In Texas, budget sequestration is estimated to cost the state $16.039 billion in Gross State Product. That is 1.23 % of the state’s total GDP for 2012.
• 159,473 jobs will be lost in Texas
• 98,979 of the jobs will be because of defense spending
• 60,494 if the jobs will be because of cuts in non defense spending
• Texas stands to lose $67.8 million in education funding, putting about 930 teacher and aide jobs at risk
• Head Start services would be slashed for 4,800 children
• About 52,000 Department of Defense employees will be furloughed
This is basically a picture of a slowly improving economy that is showing modest growth. All of this uncertainty and lack of confidence has caused slower inflation, subdued job growth and a weakening GDP the last two years.
So which is it? Is the economy mproving or not improving? First, count your blessings if you live in Texas. Even with the drag of the national economy, Texans continue to see improvement in job growth, real estate growth, state and regional GDP growth and hopefully, personal income growth.

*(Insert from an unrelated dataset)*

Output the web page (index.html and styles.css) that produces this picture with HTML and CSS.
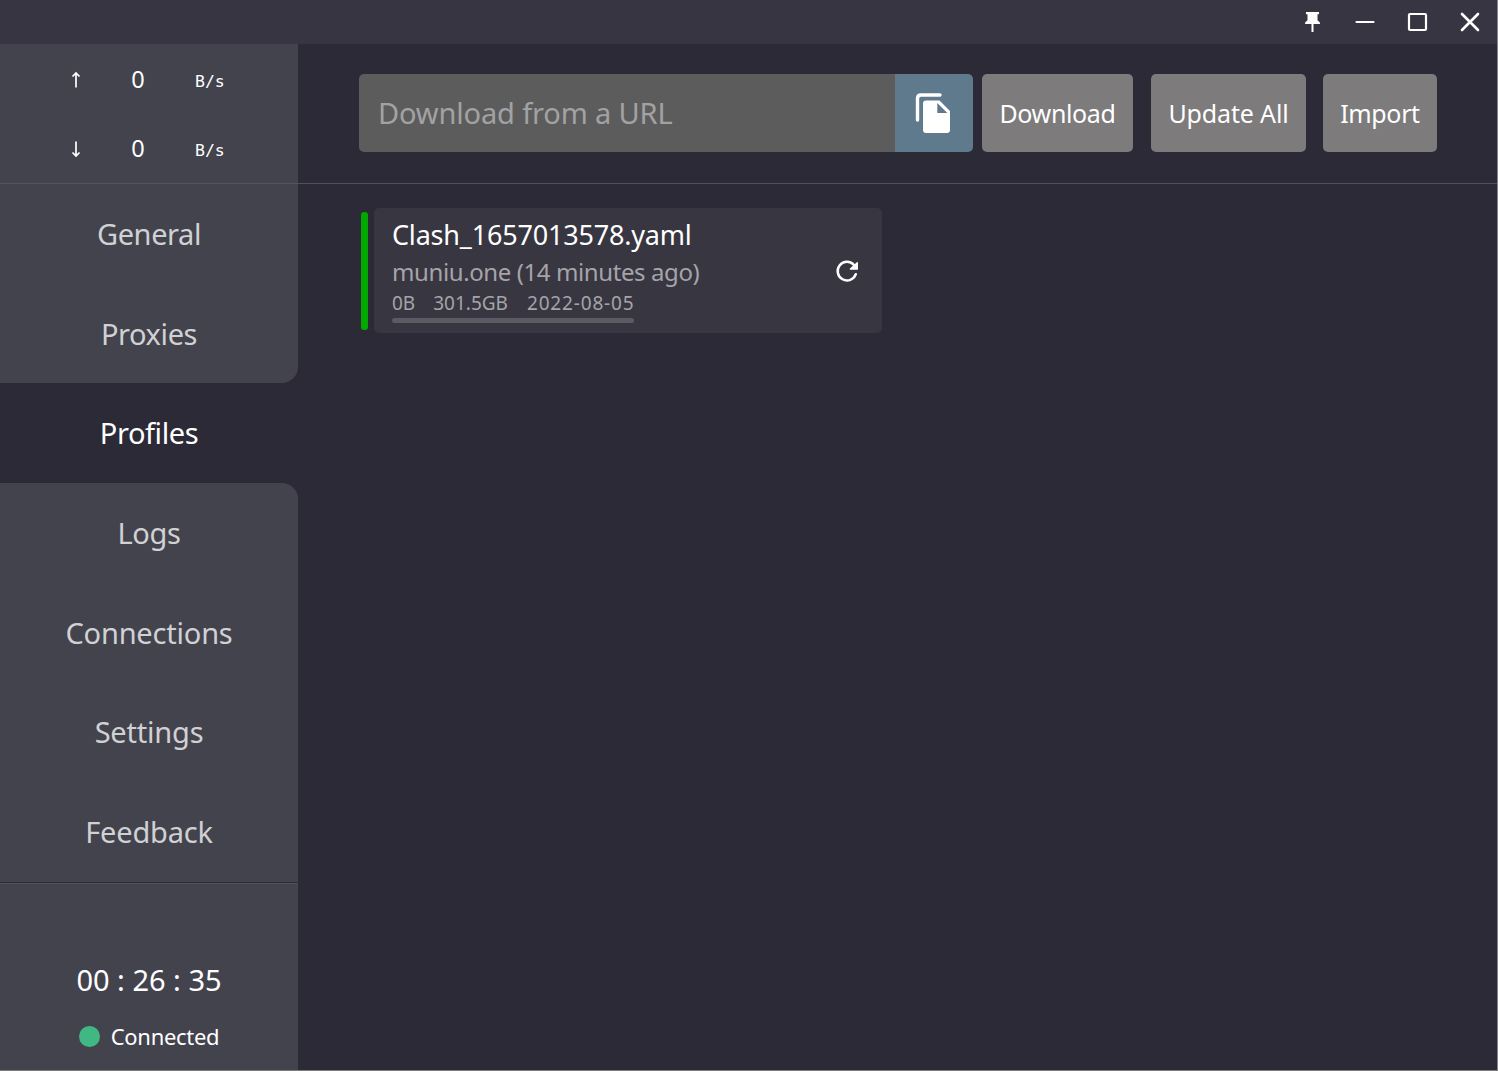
FILE: index.html
```html
<!DOCTYPE html>
<html lang="en">
<head>
<meta charset="utf-8">
<title>Profiles</title>
<link rel="stylesheet" href="styles.css">
</head>
<body>
<div class="window">
  <header class="titlebar">
    <svg class="ctl" viewBox="0 0 24 24"><path d="M5 2H18V4.300H16.500V10.200L18.900 12.600V14H12.500V22H10.500V14H4.100V12.600L6.500 10.200V4.300H5Z" fill="#fff"/></svg>
    <svg class="ctl" viewBox="0 0 24 24"><path d="M3.500 12H20.500" stroke="#fff" stroke-width="2.200" stroke-linecap="round"/></svg>
    <svg class="ctl" viewBox="0 0 24 24"><rect x="3" y="4" width="17" height="16" rx="1" fill="none" stroke="#fff" stroke-width="2.200"/></svg>
    <svg class="ctl" viewBox="0 0 24 24"><path d="M4 4L20 20M20 4L4 20" stroke="#fff" stroke-width="2.600" stroke-linecap="round"/></svg>
  </header>
  <div class="body">
    <aside class="sidebar">
      <div class="traffic">
        <div class="rate"><svg class="arrow" viewBox="0 0 10 18"><path d="M5 16.500V2M1.500 5.500L5 2L8.500 5.500" fill="none" stroke="#fff" stroke-width="1.700"/></svg><span class="num">0</span><span class="unit">B/s</span></div>
        <div class="rate"><svg class="arrow" viewBox="0 0 10 18"><path d="M5 1.500V16M1.500 12.500L5 16L8.500 12.500" fill="none" stroke="#fff" stroke-width="1.700"/></svg><span class="num">0</span><span class="unit">B/s</span></div>
      </div>
      <nav class="menu">
        <a class="item">General</a>
        <a class="item before">Proxies</a>
        <a class="item active">Profiles</a>
        <a class="item after">Logs</a>
        <a class="item wide">Connections</a>
        <a class="item wide">Settings</a>
        <a class="item wide">Feedback</a>
      </nav>
      <div class="status">
        <div class="timer">00 : 26 : 35</div>
        <div class="conn"><i class="dot"></i><span>Connected</span></div>
      </div>
    </aside>
    <main class="main">
      <div class="toolbar">
        <div class="url">Download from a URL</div>
        <div class="paste"><svg viewBox="0 0 78 78"><path d="M22.500 46V24.500Q22.500 21 26 21H45" fill="none" stroke="#fff" stroke-width="3.400" stroke-linecap="round"/><path fill-rule="evenodd" d="M31 26.500H44.500L55 37V56Q55 59 52 59H31Q28 59 28 56V29.500Q28 26.500 31 26.500ZM42.300 29.100V39.100H52.300Z" fill="#fff"/></svg></div>
        <div class="btn download">Download</div>
        <div class="btn update">Update All</div>
        <div class="btn import">Import</div>
      </div>
      <div class="list">
        <div class="mark"></div>
        <div class="card">
          <div class="info">
            <div class="name">Clash_1657013578.yaml</div>
            <div class="source">muniu.one (14 minutes ago)</div>
            <div class="usage"><span>0B</span><span>301.5GB</span><span class="date">2022-08-05</span></div>
            <div class="bar"></div>
          </div>
          <svg class="refresh" viewBox="0 0 24 24"><path d="M20.800 15.200A9.300 9.300 0 1 1 19 6" fill="none" stroke="#fff" stroke-width="2.500" stroke-linecap="round"/><path d="M22.300 3.800V10H15.400Z" fill="#fff" stroke="#fff" stroke-width="1.400" stroke-linejoin="round"/></svg>
        </div>
      </div>
    </main>
  </div>
</div>
</body>
</html>
```
FILE: styles.css
```css
* { box-sizing: border-box; }
body { margin: 0; background: #2c2a37; font-family: "Noto Sans", "Open Sans", sans-serif; color: #fff; }
.window { width: 1498px; height: 1071px; display: flex; flex-direction: column; border-right: 1px solid #85858a; border-bottom: 1px solid #7c7c78; overflow: hidden; }
.titlebar { height: 44px; flex: none; background: #363541; display: flex; justify-content: flex-end; align-items: center; gap: 28.500px; padding-right: 15px; }
.ctl { width: 24px; height: 24px; }
.body { flex: 1; min-height: 0; display: flex; }
.sidebar { width: 298px; flex: none; display: flex; flex-direction: column; }
.traffic { height: 140px; background: #43434e; border-bottom: 1px solid #54545d; padding-top: 1px; }
.rate { height: 69px; display: flex; align-items: center; padding-left: 71px; }
.arrow { width: 10px; height: 18px; }
.num { width: 14px; margin-left: 50px; padding-bottom: 2px; font-size: 23.500px; text-align: center; }
.unit { margin-left: 50px; margin-top: 3px; font-family: "DejaVu Sans Mono", monospace; font-size: 16.500px; }
.menu { height: 698px; display: grid; grid-template-rows: repeat(7, 1fr); }
.item { display: flex; align-items: center; justify-content: center; background: #43434e; color: #d1d1d4; font-size: 29px; letter-spacing: -.4px; padding-bottom: 1px; }
.wide { letter-spacing: -.2px; }
.active { background: #2c2a37; color: #fff; }
.before { border-bottom-right-radius: 16px; }
.after { border-top-right-radius: 16px; padding-bottom: 0; }
.status { flex: 1; background: #43434e; border-top: 1px solid #2d2c38; box-shadow: inset 0 1px #51515b; display: flex; flex-direction: column; align-items: center; padding-top: 74px; }
.timer { font-size: 29px; line-height: 46px; }
.conn { display: flex; align-items: center; gap: 11px; margin-top: 16px; font-size: 22px; line-height: 34px; letter-spacing: -.3px; }
.dot { width: 21px; height: 21px; border-radius: 50%; background: #41b883; }
.conn span { padding-bottom: 1px; }
.main { flex: 1; min-width: 0; }
.toolbar { height: 140px; border-bottom: 1px solid #51505b; padding: 30px 0 0 61px; display: flex; align-items: flex-start; }
.url { width: 536px; height: 78px; background: #5c5c5d; border-radius: 5px 0 0 5px; color: #a2a2a4; font-size: 29px; letter-spacing: -.15px; display: flex; align-items: center; padding: 0 0 2px 19px; }
.paste { width: 78px; height: 78px; background: #5f7a8c; border-radius: 0 5px 5px 0; }
.paste svg { display: block; }
.btn { height: 78px; background: #7d7b7c; border-radius: 5px; font-size: 25px; letter-spacing: -.35px; display: flex; align-items: center; justify-content: center; white-space: nowrap; padding-bottom: 1px; }
.download { width: 151px; margin-left: 9px; }
.update { width: 155px; margin-left: 18px; letter-spacing: -.15px; }
.import { width: 114px; margin-left: 17px; }
.list { display: flex; padding: 24px 0 0 63px; }
.mark { width: 7px; height: 118px; margin-top: 4px; border-radius: 3px; background: #00a800; }
.card { width: 508px; height: 125px; margin-left: 6px; border-radius: 5px; background: #383641; display: flex; align-items: center; justify-content: space-between; padding: 0 23px 0 18px; }
.info { height: 125px; padding-top: 8px; }
.name { font-size: 27px; line-height: 38px; letter-spacing: -.19px; }
.source { font-size: 24px; line-height: 36px; letter-spacing: -.4px; color: #a5a4a9; }
.usage { display: flex; gap: 18px; font-size: 19px; line-height: 26px; color: #a5a4a9; }
.date { letter-spacing: .83px; padding-left: 1px; }
.bar { width: 242px; height: 5px; margin-top: 2px; border-radius: 3px; background: #5c5b63; }
.refresh { width: 24px; height: 24px; }
```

We hope to influence what is happening nationally. The good news is regionally we have seen the local and regional housing market have “a positive feedback loop”. Basically, when consumers see and think home prices are rising, they think they will continue to do so. They also think credit conditions will improve and this in turn increases home purchases. Home prices regionally have picked up on the back of four key things – low inventory, high affordability, reduced shadow inventory, and a positive feedback loop. The region’s recovery has been more about restarting from a plateau, rather than from a bottom, which helps.
ven with the volatility in economic indexes, and the inability of the Federal Government to reach a fiscal compromise, the US and regional Texas consumer are showing that they believe that long term the economy is improving.